Tant que le bac est reconnu par les établissements d’enseignement supérieur, sa valeur n’est pas remise en cause. Si ce n’est en termes éventuellement de symbolique sociale, mais ceci n’a rien de nouveau (depuis combien de temps entend-on « le bac ne vaut plus rien » ?). Un diplôme délivré selon des modalités locales peut d’ailleurs avoir une valeur reconnue nationalement. C’est le cas de quasiment tous les autres diplômes du supérieur.
Par contre, lorsqu’un établissement d’enseignement supérieur fixe un nombre de places (très) limité, lorsqu’un employeur recrute, il sélectionne. Ce qui n’a rien à voir avec une certification. Or les établissements d’enseignement supérieur et encore moins les employeurs, ne sélectionnent pas sur la base de vos résultats au bac.
Depuis des décennies les filières sélectives d’enseignement supérieur sélectionnent sur la base… du contrôle continu.
La raison est simple : pour utiliser le bac comme outil de sélection, il faudrait qu’il ait lieu en février-mars. C’est d’ailleurs en partie le projet de la réforme avec les épreuves de spécialité. A ce titre, Parcoursup n’a fait que révéler et intensifier un processus déjà bien à l’œuvre auparavant, avec un supérieur à multiples vitesses qui sélectionne sur la base du contrôle continu.
Comment ce contrôle continu est-il cadré ? Comment l’équité est-elle protégée ? Et bien … on ne sait pas. Ou plutôt si, on sait : ça ne l’est pas. Pour autant, le contrôle continu assis sur les notes semble aujourd’hui essentiel à la scolarité et il n’est pas encore question de s’en passer, malgré beaucoup d’initiatives pertinentes pour évaluer autrement.
Quelles pistes pour l’avenir ?
Alors, plutôt que de pleurer le mythe du bac purificateur et égalitaire, plutôt que de rêver transformer la certification en sélection (ce qui est tout de même un drôle de projet de société, que nous ne partageons pas) que faire ?
- A court terme, comme expliqué plus haut, renforcer le cadrage du contrôle continu. En évitant le risque de la lourdeur administrative voire de l’ubuesque (coucou les E3C, petits anges partis trop vite).
- Puisque la peur du « bac local » fait ressurgir les inégalités territoriales, on pourrait aussi commencer par aller plus loin dans l’anonymisation des dossiers et supprimer la mention du lycée d’origine dans le processus de sélection via Parcoursup pour toutes les formations. Et surtout s’attacher à réduire les inégalités entre établissements scolaires.

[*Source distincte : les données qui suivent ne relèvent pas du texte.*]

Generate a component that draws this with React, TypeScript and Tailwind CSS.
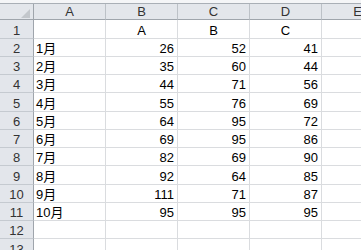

- Plus largement, c’est l’idée même de sélection qui est à revoir. Nos réactions sur le bac, nos croyances erronées, montrent bien que dans notre esprit la logique est encore celle de la sélection et non de la certification. Si l’on peut comprendre qu’un employeur sélectionne, pourquoi en serait-il ainsi fatalement pour les établissements d’enseignement supérieur ? Pourquoi accepterait-on là ce qu’on refuse (enfin, plus ou moins) ailleurs dans notre système scolaire ? Le Sgen-CFDT continue donc son combat contre la sélection dans le système scolaire et l’enseignement supérieur. Toute la sélection.